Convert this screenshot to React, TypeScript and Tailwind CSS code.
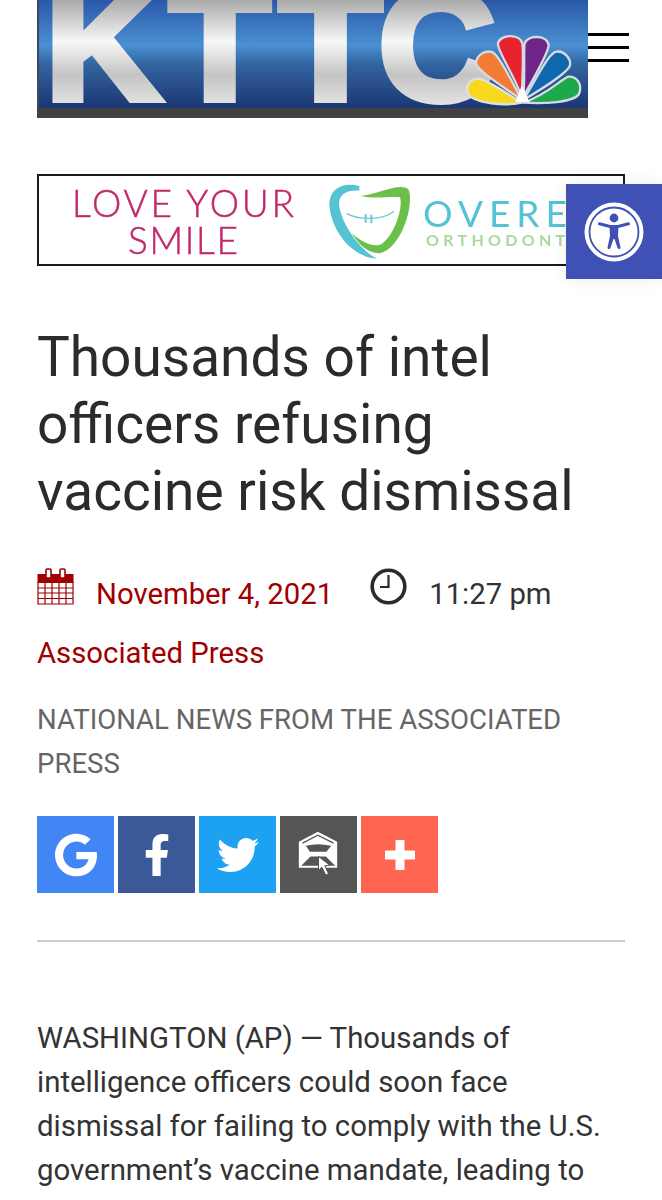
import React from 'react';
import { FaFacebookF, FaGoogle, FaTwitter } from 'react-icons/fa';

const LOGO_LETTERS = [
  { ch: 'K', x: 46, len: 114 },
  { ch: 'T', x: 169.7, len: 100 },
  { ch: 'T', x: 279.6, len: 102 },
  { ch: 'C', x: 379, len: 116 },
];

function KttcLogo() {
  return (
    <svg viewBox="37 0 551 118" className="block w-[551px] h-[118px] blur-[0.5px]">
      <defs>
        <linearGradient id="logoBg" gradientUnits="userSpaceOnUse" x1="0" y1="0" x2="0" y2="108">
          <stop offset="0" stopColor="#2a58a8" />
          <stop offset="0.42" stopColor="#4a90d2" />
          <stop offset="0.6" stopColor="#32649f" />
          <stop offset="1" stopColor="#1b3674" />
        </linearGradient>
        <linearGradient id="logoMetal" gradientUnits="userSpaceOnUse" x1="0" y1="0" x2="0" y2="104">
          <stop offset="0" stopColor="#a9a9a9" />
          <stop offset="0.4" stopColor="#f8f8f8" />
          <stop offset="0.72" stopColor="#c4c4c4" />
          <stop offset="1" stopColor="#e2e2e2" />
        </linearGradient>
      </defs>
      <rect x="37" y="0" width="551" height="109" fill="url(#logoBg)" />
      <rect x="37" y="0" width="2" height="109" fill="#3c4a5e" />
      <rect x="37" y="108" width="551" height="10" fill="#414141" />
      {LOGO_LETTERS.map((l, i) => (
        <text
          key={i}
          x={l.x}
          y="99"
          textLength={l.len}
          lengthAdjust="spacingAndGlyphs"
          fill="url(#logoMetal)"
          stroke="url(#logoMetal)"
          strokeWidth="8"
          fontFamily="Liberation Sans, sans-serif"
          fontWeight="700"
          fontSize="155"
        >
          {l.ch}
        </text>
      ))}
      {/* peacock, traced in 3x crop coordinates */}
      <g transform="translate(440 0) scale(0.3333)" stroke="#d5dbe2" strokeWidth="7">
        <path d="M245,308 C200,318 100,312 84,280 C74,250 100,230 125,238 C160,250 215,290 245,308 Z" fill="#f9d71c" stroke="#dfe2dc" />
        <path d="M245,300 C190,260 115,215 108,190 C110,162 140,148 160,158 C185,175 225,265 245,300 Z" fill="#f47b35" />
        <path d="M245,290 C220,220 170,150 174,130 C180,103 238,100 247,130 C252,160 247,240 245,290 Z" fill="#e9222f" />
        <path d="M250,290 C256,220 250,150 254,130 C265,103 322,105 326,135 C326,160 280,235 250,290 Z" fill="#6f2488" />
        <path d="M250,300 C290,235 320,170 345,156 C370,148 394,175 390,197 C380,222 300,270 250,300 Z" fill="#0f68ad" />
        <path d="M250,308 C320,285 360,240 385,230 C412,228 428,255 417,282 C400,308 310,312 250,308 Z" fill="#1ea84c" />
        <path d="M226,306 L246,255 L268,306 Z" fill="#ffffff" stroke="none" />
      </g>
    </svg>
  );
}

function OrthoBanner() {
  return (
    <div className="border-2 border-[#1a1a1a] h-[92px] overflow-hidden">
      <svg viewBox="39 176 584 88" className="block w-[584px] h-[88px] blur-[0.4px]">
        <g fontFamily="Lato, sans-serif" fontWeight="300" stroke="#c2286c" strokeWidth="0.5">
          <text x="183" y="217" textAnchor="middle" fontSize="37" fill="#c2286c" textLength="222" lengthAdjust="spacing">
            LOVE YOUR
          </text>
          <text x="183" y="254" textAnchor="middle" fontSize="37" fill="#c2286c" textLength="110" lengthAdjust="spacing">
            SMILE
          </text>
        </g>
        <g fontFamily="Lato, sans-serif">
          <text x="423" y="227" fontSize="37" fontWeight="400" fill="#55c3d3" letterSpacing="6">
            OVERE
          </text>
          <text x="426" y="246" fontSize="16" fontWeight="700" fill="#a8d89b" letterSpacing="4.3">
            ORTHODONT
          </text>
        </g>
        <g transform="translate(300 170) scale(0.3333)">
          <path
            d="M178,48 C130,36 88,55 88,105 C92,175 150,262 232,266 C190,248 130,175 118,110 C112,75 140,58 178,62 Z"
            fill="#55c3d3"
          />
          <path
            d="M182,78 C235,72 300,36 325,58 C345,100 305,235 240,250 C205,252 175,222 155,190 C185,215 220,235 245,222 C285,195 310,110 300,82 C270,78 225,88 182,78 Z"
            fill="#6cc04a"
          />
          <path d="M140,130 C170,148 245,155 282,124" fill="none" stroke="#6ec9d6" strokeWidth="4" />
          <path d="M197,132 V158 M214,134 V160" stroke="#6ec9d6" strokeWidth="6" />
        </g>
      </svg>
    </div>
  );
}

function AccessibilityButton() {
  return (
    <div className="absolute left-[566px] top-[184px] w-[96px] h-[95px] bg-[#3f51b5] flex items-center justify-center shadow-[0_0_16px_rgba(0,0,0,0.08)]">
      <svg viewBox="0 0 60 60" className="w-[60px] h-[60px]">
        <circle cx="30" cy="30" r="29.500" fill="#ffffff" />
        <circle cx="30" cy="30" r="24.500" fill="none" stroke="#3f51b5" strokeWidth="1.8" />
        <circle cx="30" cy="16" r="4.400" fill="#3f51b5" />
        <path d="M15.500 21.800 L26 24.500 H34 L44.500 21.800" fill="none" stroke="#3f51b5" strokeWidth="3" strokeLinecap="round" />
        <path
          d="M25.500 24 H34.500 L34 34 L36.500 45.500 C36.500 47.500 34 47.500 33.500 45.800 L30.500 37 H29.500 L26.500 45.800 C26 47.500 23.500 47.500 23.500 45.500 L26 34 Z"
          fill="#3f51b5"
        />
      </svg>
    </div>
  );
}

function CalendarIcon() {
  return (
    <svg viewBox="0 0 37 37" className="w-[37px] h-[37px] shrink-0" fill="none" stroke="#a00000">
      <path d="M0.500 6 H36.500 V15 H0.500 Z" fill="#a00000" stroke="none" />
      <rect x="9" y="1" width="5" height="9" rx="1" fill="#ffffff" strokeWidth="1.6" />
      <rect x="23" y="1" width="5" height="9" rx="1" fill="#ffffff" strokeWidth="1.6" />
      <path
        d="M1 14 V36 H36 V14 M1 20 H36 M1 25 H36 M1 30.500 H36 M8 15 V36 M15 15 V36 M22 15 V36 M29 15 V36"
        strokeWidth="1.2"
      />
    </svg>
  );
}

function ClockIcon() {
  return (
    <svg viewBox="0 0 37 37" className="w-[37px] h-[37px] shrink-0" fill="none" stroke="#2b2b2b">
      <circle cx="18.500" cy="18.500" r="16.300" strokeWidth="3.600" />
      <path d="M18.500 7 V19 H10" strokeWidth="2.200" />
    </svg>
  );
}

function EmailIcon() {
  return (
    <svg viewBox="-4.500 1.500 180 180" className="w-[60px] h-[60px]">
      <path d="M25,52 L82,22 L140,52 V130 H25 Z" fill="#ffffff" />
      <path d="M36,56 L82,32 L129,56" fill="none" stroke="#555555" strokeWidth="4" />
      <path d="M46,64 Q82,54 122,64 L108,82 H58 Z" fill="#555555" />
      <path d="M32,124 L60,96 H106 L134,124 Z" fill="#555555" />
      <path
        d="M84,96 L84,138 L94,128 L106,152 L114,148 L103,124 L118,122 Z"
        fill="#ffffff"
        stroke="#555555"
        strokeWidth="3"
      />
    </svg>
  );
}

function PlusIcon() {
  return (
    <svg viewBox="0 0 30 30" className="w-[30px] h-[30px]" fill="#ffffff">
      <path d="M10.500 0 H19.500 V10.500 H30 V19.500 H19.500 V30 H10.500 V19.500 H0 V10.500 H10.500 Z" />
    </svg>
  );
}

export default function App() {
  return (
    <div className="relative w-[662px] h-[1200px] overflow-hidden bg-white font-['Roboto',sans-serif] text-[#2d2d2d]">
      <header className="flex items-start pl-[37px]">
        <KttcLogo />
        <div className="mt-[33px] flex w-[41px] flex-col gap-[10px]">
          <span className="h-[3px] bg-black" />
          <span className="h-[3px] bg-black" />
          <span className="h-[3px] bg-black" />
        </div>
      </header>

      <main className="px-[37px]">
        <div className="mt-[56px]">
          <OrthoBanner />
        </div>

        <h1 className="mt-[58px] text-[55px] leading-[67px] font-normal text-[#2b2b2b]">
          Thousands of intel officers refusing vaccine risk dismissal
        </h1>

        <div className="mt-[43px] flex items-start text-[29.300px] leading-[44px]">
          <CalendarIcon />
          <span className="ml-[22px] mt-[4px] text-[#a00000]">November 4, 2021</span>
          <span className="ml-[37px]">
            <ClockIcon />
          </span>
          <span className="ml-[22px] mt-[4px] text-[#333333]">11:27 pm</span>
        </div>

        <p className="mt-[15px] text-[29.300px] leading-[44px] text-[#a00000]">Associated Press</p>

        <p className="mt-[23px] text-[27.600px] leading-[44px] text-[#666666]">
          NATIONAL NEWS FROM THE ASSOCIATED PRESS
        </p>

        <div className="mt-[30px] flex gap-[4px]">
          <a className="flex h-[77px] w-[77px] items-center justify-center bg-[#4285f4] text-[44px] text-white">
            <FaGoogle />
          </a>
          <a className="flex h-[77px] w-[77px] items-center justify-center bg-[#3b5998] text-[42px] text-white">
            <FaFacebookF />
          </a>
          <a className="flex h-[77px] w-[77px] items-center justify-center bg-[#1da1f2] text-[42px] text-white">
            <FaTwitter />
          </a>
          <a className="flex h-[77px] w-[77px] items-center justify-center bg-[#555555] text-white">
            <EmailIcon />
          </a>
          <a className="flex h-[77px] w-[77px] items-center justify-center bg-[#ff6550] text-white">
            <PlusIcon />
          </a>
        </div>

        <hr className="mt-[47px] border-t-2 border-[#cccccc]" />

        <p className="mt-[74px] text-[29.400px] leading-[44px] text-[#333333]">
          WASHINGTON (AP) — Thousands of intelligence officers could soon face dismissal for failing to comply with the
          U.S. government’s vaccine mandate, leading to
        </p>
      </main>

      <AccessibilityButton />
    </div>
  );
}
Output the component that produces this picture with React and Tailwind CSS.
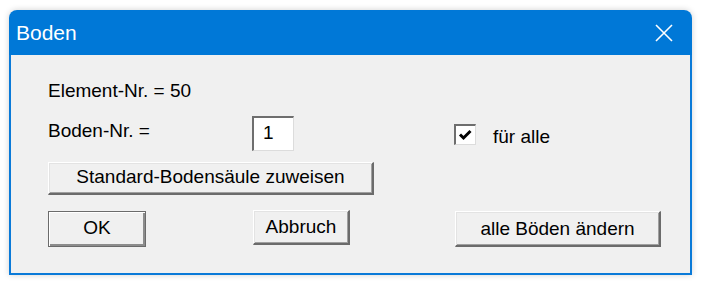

★ ★ ★ ★ ★ ★ ★

**What to work on**
Pull every line holding "this" out of the records.

**Task answer**
Convert this screenshot to React, TypeScript and Tailwind CSS code.
Output the component that produces this picture with React and Tailwind CSS.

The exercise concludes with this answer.